What is required: Could you repeat the records below exactly, leaving out any pictures?

═══ Entries shown ═══

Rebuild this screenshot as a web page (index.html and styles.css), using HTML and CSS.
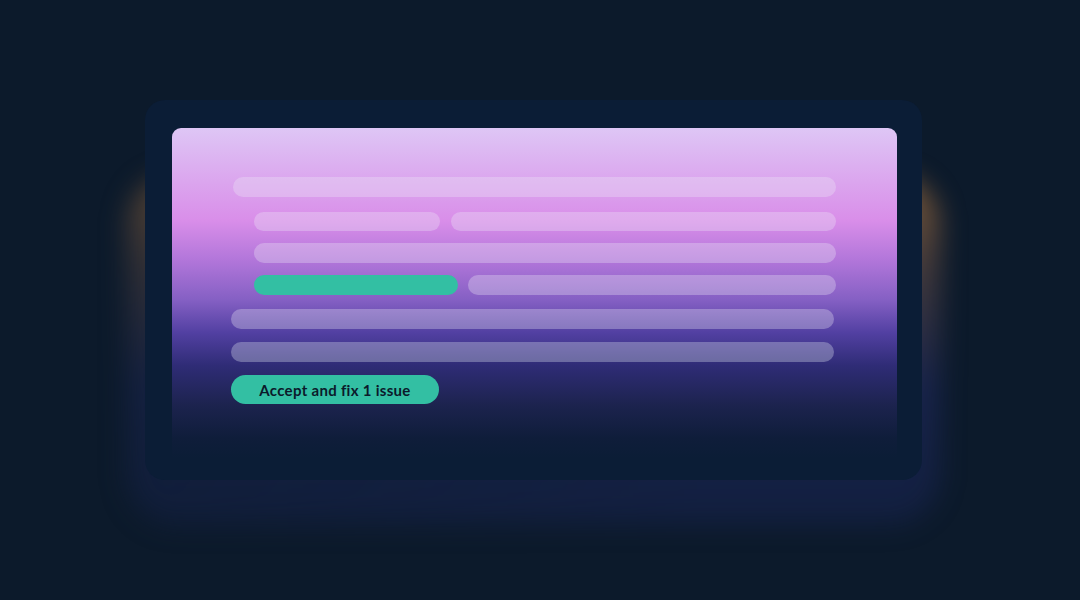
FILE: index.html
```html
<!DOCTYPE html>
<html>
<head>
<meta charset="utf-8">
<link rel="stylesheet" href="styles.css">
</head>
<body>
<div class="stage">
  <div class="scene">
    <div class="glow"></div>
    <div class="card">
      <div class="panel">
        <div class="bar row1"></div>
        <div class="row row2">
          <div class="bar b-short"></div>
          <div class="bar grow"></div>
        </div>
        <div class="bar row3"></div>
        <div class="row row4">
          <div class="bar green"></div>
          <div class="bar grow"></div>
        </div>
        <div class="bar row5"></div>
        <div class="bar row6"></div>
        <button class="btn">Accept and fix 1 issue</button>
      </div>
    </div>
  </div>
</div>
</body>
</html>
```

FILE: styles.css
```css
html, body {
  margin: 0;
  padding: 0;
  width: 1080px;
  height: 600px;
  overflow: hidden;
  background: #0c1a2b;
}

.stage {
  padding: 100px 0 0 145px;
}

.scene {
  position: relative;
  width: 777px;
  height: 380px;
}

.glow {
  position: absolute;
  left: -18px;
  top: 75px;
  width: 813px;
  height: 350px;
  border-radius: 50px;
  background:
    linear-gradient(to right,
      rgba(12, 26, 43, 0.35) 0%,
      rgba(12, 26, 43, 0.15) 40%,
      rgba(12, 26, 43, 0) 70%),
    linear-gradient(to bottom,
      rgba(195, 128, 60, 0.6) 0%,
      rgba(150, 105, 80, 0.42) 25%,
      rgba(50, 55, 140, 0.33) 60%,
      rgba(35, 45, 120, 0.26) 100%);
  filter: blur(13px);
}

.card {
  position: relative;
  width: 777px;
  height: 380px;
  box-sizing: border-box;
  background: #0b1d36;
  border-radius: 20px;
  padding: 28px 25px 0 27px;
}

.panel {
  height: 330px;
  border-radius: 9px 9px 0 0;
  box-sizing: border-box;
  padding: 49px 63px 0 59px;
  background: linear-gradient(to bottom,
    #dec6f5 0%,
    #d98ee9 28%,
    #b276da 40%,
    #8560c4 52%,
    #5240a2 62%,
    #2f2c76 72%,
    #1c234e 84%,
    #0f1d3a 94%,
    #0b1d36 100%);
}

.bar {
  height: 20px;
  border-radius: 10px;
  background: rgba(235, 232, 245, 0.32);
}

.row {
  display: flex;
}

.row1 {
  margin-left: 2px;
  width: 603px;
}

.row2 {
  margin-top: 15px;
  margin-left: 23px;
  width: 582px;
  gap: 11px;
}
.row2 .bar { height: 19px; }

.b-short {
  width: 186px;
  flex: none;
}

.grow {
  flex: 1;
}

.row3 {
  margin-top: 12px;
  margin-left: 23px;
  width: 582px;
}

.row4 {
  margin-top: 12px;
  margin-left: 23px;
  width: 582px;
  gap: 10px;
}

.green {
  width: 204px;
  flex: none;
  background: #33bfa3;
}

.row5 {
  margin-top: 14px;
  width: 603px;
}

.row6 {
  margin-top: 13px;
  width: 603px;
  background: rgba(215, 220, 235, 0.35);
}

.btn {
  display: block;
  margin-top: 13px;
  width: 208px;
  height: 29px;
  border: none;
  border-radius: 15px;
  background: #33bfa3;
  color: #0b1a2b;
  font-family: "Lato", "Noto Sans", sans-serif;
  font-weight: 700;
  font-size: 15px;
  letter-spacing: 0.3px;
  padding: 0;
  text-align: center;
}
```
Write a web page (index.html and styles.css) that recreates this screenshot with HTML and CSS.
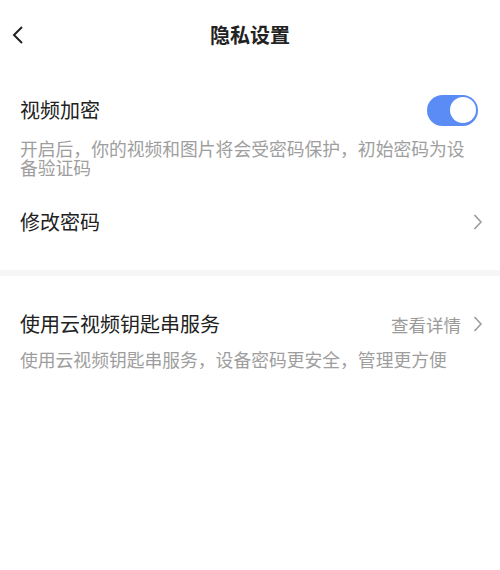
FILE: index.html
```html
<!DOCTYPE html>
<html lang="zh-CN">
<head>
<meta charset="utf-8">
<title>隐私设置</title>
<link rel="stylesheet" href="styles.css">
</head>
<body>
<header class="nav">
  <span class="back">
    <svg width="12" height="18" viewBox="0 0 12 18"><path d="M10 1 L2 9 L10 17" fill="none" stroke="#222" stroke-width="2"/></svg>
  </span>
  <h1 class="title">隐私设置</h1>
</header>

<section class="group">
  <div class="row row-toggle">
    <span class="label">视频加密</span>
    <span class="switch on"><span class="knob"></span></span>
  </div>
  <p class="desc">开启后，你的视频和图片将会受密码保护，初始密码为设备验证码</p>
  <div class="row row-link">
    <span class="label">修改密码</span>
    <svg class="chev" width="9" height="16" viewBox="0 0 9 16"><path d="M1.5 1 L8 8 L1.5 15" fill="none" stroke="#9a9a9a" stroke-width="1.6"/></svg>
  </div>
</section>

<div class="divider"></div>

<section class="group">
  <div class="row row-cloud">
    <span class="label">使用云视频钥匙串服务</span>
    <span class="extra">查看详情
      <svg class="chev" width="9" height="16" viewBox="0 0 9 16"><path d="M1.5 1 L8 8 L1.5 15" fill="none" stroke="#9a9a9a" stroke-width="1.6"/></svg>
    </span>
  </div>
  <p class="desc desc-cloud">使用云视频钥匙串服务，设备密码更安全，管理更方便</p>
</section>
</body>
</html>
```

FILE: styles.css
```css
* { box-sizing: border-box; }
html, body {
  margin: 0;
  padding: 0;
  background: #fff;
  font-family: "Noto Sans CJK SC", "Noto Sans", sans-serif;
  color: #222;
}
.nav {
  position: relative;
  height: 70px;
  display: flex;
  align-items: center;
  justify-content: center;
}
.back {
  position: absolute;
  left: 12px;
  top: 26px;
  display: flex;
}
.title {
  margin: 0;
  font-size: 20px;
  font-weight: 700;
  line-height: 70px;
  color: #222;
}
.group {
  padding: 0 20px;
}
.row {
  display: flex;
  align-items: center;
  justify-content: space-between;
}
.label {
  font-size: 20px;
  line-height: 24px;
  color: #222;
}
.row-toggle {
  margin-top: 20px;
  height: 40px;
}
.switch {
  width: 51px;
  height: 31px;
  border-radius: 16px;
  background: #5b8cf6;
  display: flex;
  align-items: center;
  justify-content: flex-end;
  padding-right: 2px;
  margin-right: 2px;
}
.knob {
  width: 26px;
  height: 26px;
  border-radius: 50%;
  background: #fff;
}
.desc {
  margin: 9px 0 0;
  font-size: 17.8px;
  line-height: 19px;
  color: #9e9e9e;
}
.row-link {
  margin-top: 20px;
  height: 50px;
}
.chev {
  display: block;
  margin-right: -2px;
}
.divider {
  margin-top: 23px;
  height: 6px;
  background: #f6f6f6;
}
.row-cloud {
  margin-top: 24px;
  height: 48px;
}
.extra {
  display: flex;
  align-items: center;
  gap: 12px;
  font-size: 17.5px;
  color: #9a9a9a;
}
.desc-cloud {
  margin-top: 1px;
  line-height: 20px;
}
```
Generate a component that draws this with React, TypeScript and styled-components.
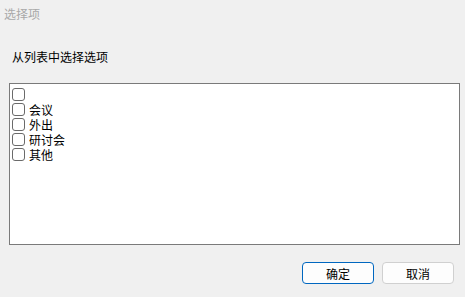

═══

Answer to the problem:
Rebuild this screenshot as a web page (index.html and styles.css), using HTML and CSS.
FILE: index.html
```html
<!DOCTYPE html>
<html>
<head>
<meta charset="utf-8">
<link rel="stylesheet" href="styles.css">
</head>
<body>
<div class="stage">
  <div class="scene">
    <div class="glow"></div>
    <div class="card">
      <div class="panel">
        <div class="bar row1"></div>
        <div class="row row2">
          <div class="bar b-short"></div>
          <div class="bar grow"></div>
        </div>
        <div class="bar row3"></div>
        <div class="row row4">
          <div class="bar green"></div>
          <div class="bar grow"></div>
        </div>
        <div class="bar row5"></div>
        <div class="bar row6"></div>
        <button class="btn">Accept and fix 1 issue</button>
      </div>
    </div>
  </div>
</div>
</body>
</html>
```

FILE: styles.css
```css
html, body {
  margin: 0;
  padding: 0;
  width: 1080px;
  height: 600px;
  overflow: hidden;
  background: #0c1a2b;
}

.stage {
  padding: 100px 0 0 145px;
}

.scene {
  position: relative;
  width: 777px;
  height: 380px;
}

.glow {
  position: absolute;
  left: -18px;
  top: 75px;
  width: 813px;
  height: 350px;
  border-radius: 50px;
  background:
    linear-gradient(to right,
      rgba(12, 26, 43, 0.35) 0%,
      rgba(12, 26, 43, 0.15) 40%,
      rgba(12, 26, 43, 0) 70%),
    linear-gradient(to bottom,
      rgba(195, 128, 60, 0.6) 0%,
      rgba(150, 105, 80, 0.42) 25%,
      rgba(50, 55, 140, 0.33) 60%,
      rgba(35, 45, 120, 0.26) 100%);
  filter: blur(13px);
}

.card {
  position: relative;
  width: 777px;
  height: 380px;
  box-sizing: border-box;
  background: #0b1d36;
  border-radius: 20px;
  padding: 28px 25px 0 27px;
}

.panel {
  height: 330px;
  border-radius: 9px 9px 0 0;
  box-sizing: border-box;
  padding: 49px 63px 0 59px;
  background: linear-gradient(to bottom,
    #dec6f5 0%,
    #d98ee9 28%,
    #b276da 40%,
    #8560c4 52%,
    #5240a2 62%,
    #2f2c76 72%,
    #1c234e 84%,
    #0f1d3a 94%,
    #0b1d36 100%);
}

.bar {
  height: 20px;
  border-radius: 10px;
  background: rgba(235, 232, 245, 0.32);
}

.row {
  display: flex;
}

.row1 {
  margin-left: 2px;
  width: 603px;
}

.row2 {
  margin-top: 15px;
  margin-left: 23px;
  width: 582px;
  gap: 11px;
}
.row2 .bar { height: 19px; }

.b-short {
  width: 186px;
  flex: none;
}

.grow {
  flex: 1;
}

.row3 {
  margin-top: 12px;
  margin-left: 23px;
  width: 582px;
}

.row4 {
  margin-top: 12px;
  margin-left: 23px;
  width: 582px;
  gap: 10px;
}

.green {
  width: 204px;
  flex: none;
  background: #33bfa3;
}

.row5 {
  margin-top: 14px;
  width: 603px;
}

.row6 {
  margin-top: 13px;
  width: 603px;
  background: rgba(215, 220, 235, 0.35);
}

.btn {
  display: block;
  margin-top: 13px;
  width: 208px;
  height: 29px;
  border: none;
  border-radius: 15px;
  background: #33bfa3;
  color: #0b1a2b;
  font-family: "Lato", "Noto Sans", sans-serif;
  font-weight: 700;
  font-size: 15px;
  letter-spacing: 0.3px;
  padding: 0;
  text-align: center;
}
```
Write a web page (index.html and styles.css) that recreates this screenshot with HTML and CSS.
FILE: index.html
```html
<!DOCTYPE html>
<html lang="zh-CN">
<head>
<meta charset="utf-8">
<title>隐私设置</title>
<link rel="stylesheet" href="styles.css">
</head>
<body>
<header class="nav">
  <span class="back">
    <svg width="12" height="18" viewBox="0 0 12 18"><path d="M10 1 L2 9 L10 17" fill="none" stroke="#222" stroke-width="2"/></svg>
  </span>
  <h1 class="title">隐私设置</h1>
</header>

<section class="group">
  <div class="row row-toggle">
    <span class="label">视频加密</span>
    <span class="switch on"><span class="knob"></span></span>
  </div>
  <p class="desc">开启后，你的视频和图片将会受密码保护，初始密码为设备验证码</p>
  <div class="row row-link">
    <span class="label">修改密码</span>
    <svg class="chev" width="9" height="16" viewBox="0 0 9 16"><path d="M1.5 1 L8 8 L1.5 15" fill="none" stroke="#9a9a9a" stroke-width="1.6"/></svg>
  </div>
</section>

<div class="divider"></div>

<section class="group">
  <div class="row row-cloud">
    <span class="label">使用云视频钥匙串服务</span>
    <span class="extra">查看详情
      <svg class="chev" width="9" height="16" viewBox="0 0 9 16"><path d="M1.5 1 L8 8 L1.5 15" fill="none" stroke="#9a9a9a" stroke-width="1.6"/></svg>
    </span>
  </div>
  <p class="desc desc-cloud">使用云视频钥匙串服务，设备密码更安全，管理更方便</p>
</section>
</body>
</html>
```

FILE: styles.css
```css
* { box-sizing: border-box; }
html, body {
  margin: 0;
  padding: 0;
  background: #fff;
  font-family: "Noto Sans CJK SC", "Noto Sans", sans-serif;
  color: #222;
}
.nav {
  position: relative;
  height: 70px;
  display: flex;
  align-items: center;
  justify-content: center;
}
.back {
  position: absolute;
  left: 12px;
  top: 26px;
  display: flex;
}
.title {
  margin: 0;
  font-size: 20px;
  font-weight: 700;
  line-height: 70px;
  color: #222;
}
.group {
  padding: 0 20px;
}
.row {
  display: flex;
  align-items: center;
  justify-content: space-between;
}
.label {
  font-size: 20px;
  line-height: 24px;
  color: #222;
}
.row-toggle {
  margin-top: 20px;
  height: 40px;
}
.switch {
  width: 51px;
  height: 31px;
  border-radius: 16px;
  background: #5b8cf6;
  display: flex;
  align-items: center;
  justify-content: flex-end;
  padding-right: 2px;
  margin-right: 2px;
}
.knob {
  width: 26px;
  height: 26px;
  border-radius: 50%;
  background: #fff;
}
.desc {
  margin: 9px 0 0;
  font-size: 17.8px;
  line-height: 19px;
  color: #9e9e9e;
}
.row-link {
  margin-top: 20px;
  height: 50px;
}
.chev {
  display: block;
  margin-right: -2px;
}
.divider {
  margin-top: 23px;
  height: 6px;
  background: #f6f6f6;
}
.row-cloud {
  margin-top: 24px;
  height: 48px;
}
.extra {
  display: flex;
  align-items: center;
  gap: 12px;
  font-size: 17.5px;
  color: #9a9a9a;
}
.desc-cloud {
  margin-top: 1px;
  line-height: 20px;
}
```
Generate a component that draws this with React, TypeScript and styled-components.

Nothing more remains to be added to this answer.